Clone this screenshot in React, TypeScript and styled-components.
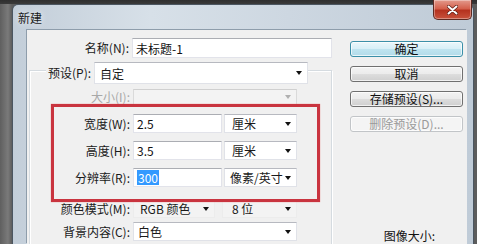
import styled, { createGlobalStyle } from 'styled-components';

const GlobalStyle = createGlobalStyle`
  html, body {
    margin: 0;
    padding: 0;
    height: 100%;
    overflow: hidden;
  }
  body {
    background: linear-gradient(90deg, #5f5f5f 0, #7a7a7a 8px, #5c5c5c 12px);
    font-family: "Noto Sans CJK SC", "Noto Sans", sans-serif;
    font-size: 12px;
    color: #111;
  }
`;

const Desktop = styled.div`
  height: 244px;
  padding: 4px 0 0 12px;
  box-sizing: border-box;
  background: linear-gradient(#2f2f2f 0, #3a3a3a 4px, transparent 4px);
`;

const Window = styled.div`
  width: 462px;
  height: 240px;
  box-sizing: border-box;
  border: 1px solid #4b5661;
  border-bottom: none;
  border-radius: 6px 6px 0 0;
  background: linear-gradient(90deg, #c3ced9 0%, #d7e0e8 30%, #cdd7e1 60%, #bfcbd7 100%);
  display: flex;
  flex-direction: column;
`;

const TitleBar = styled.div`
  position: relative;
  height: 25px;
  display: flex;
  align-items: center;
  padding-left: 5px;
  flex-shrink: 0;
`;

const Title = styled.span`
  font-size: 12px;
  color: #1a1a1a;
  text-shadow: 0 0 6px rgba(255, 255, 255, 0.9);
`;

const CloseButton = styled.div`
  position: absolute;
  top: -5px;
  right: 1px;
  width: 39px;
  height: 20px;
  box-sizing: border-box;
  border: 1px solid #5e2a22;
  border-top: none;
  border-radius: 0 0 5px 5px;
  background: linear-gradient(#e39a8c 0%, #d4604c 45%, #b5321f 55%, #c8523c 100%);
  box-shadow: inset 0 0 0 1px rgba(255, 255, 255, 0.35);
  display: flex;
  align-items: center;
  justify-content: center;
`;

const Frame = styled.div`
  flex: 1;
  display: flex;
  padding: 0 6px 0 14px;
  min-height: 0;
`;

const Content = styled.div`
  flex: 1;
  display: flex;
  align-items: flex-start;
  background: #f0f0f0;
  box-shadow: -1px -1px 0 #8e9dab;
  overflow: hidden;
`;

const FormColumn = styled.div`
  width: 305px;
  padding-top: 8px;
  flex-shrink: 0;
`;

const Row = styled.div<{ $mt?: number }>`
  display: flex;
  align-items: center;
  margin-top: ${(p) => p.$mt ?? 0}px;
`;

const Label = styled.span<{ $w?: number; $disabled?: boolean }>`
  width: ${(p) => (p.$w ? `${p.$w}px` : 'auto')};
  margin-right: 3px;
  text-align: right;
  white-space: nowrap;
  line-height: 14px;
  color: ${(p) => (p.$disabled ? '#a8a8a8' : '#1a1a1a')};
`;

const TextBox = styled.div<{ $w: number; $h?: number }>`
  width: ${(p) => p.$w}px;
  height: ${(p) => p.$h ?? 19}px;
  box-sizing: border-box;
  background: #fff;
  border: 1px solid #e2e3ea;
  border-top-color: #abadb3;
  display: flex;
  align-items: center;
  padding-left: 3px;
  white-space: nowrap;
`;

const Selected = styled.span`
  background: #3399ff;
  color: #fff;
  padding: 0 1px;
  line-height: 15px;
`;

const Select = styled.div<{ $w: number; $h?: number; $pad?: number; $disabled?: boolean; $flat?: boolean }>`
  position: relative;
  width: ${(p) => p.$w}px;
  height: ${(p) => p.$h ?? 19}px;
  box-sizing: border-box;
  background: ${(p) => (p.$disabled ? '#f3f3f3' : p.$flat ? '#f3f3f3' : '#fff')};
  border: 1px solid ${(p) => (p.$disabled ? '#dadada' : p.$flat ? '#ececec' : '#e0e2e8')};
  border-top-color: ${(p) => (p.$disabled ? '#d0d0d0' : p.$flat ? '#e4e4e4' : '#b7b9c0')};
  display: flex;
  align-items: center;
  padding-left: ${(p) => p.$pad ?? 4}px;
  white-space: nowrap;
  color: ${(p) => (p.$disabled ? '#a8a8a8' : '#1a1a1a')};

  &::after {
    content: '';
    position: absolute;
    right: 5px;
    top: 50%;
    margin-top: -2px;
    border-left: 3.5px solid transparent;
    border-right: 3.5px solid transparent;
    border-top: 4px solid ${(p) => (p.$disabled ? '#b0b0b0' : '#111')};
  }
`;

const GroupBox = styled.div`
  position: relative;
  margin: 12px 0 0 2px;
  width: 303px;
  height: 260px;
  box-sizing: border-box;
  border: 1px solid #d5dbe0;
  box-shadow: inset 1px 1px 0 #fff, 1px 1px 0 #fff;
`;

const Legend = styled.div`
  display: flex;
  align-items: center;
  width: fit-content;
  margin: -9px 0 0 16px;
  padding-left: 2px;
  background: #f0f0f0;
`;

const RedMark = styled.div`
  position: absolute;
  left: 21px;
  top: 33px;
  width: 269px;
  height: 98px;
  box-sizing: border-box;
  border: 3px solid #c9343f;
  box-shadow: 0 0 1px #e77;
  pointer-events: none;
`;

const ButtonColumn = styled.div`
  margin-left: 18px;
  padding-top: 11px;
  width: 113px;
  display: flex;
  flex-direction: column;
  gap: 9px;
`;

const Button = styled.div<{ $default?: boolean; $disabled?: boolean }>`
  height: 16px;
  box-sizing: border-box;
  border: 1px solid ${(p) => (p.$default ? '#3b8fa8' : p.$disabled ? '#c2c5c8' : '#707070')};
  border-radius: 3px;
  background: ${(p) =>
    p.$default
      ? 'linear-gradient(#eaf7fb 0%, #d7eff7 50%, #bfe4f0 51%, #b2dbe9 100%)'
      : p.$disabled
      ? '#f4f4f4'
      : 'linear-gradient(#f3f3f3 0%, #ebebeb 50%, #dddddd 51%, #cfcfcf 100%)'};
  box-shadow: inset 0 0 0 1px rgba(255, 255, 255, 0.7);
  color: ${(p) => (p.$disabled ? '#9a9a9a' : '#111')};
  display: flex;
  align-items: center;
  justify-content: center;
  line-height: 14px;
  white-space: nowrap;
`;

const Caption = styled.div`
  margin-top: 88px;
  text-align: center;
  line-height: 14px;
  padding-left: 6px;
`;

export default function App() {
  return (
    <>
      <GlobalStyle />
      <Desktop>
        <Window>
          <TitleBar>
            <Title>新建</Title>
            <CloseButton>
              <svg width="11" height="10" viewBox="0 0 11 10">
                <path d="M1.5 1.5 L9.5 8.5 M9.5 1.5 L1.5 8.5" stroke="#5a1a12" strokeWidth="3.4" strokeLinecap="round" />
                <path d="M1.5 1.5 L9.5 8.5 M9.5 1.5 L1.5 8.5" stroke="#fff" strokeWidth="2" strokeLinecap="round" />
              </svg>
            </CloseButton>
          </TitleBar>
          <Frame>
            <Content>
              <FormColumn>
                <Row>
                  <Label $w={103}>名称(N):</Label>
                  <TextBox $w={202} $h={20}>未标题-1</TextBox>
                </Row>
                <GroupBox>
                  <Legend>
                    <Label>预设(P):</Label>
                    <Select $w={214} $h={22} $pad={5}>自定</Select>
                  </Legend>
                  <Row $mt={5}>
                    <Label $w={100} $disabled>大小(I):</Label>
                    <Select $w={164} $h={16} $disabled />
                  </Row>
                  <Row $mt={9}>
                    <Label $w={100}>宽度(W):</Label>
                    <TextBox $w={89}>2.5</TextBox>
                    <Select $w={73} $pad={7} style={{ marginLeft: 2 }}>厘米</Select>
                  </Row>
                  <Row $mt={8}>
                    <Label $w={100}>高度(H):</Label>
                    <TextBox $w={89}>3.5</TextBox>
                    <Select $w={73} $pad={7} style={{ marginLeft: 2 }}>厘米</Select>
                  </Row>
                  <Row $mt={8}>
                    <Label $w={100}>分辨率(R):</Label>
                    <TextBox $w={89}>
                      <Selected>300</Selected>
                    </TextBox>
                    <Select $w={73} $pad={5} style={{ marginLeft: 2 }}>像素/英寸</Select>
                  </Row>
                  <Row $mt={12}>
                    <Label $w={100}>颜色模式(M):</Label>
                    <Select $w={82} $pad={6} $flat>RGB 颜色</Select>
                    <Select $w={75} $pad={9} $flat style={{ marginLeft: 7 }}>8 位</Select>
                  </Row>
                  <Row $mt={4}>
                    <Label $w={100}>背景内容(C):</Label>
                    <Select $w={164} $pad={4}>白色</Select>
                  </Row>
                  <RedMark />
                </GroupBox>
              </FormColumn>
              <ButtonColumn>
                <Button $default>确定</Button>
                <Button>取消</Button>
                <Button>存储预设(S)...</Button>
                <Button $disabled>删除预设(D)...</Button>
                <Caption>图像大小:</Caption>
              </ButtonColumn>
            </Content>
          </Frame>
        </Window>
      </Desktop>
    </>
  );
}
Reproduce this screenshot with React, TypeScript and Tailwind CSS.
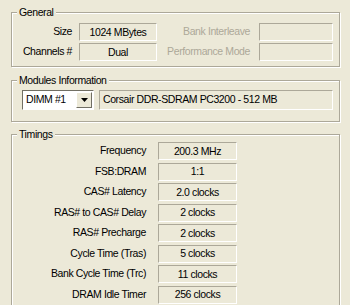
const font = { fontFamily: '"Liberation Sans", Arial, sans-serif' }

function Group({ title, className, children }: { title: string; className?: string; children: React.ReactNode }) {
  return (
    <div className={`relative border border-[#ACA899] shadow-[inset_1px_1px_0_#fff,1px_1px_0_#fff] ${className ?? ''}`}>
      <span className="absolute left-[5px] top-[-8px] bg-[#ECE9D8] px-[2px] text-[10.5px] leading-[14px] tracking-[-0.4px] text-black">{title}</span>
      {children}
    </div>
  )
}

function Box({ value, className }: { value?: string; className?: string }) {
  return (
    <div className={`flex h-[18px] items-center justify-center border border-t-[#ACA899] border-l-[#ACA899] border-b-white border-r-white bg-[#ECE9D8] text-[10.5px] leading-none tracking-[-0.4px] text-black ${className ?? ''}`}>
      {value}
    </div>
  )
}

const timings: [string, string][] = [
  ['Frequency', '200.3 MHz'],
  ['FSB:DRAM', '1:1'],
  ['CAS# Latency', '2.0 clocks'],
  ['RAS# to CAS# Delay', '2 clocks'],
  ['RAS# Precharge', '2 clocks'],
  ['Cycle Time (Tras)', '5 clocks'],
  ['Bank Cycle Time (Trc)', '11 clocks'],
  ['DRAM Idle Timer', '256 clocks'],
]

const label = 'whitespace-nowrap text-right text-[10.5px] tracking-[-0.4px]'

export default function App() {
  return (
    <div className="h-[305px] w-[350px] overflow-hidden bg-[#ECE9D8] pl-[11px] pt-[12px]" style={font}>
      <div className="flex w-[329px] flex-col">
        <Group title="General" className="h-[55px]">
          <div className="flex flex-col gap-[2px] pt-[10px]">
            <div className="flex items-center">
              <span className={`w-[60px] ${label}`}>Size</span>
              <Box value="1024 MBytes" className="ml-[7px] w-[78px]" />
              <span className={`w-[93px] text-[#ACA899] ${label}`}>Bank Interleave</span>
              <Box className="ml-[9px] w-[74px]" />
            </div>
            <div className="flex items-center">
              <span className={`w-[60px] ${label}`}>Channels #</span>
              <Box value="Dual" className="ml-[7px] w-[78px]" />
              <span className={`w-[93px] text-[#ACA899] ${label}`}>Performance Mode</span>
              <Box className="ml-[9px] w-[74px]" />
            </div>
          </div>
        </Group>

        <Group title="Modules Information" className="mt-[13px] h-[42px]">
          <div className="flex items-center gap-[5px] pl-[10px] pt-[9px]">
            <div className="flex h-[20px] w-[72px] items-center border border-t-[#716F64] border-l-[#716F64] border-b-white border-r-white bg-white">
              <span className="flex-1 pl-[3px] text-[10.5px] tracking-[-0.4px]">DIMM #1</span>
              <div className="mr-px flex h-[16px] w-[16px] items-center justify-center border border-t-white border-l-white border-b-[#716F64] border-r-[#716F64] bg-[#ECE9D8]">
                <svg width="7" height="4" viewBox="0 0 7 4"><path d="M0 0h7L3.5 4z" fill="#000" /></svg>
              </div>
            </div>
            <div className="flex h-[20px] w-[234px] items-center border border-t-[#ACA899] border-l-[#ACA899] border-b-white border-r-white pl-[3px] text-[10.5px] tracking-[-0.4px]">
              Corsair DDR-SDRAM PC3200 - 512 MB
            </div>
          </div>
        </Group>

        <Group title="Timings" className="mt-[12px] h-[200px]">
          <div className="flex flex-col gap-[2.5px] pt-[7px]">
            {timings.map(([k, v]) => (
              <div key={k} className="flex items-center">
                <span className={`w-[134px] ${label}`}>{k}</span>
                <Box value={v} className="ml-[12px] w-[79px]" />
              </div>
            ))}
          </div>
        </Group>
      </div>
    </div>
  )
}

________

*Written task*: Pull out only the lines from the one with "Reproduce this screenshot" up to and including the one with "const label = 'whitespace-nowrap", and drop any pictures along the way.

*Exercise response*:
Reproduce this screenshot with React, TypeScript and Tailwind CSS.
const font = { fontFamily: '"Liberation Sans", Arial, sans-serif' }

function Group({ title, className, children }: { title: string; className?: string; children: React.ReactNode }) {
  return (
    <div className={`relative border border-[#ACA899] shadow-[inset_1px_1px_0_#fff,1px_1px_0_#fff] ${className ?? ''}`}>
      <span className="absolute left-[5px] top-[-8px] bg-[#ECE9D8] px-[2px] text-[10.5px] leading-[14px] tracking-[-0.4px] text-black">{title}</span>
      {children}
    </div>
  )
}

function Box({ value, className }: { value?: string; className?: string }) {
  return (
    <div className={`flex h-[18px] items-center justify-center border border-t-[#ACA899] border-l-[#ACA899] border-b-white border-r-white bg-[#ECE9D8] text-[10.5px] leading-none tracking-[-0.4px] text-black ${className ?? ''}`}>
      {value}
    </div>
  )
}

const timings: [string, string][] = [
  ['Frequency', '200.3 MHz'],
  ['FSB:DRAM', '1:1'],
  ['CAS# Latency', '2.0 clocks'],
  ['RAS# to CAS# Delay', '2 clocks'],
  ['RAS# Precharge', '2 clocks'],
  ['Cycle Time (Tras)', '5 clocks'],
  ['Bank Cycle Time (Trc)', '11 clocks'],
  ['DRAM Idle Timer', '256 clocks'],
]

const label = 'whitespace-nowrap text-right text-[10.5px] tracking-[-0.4px]'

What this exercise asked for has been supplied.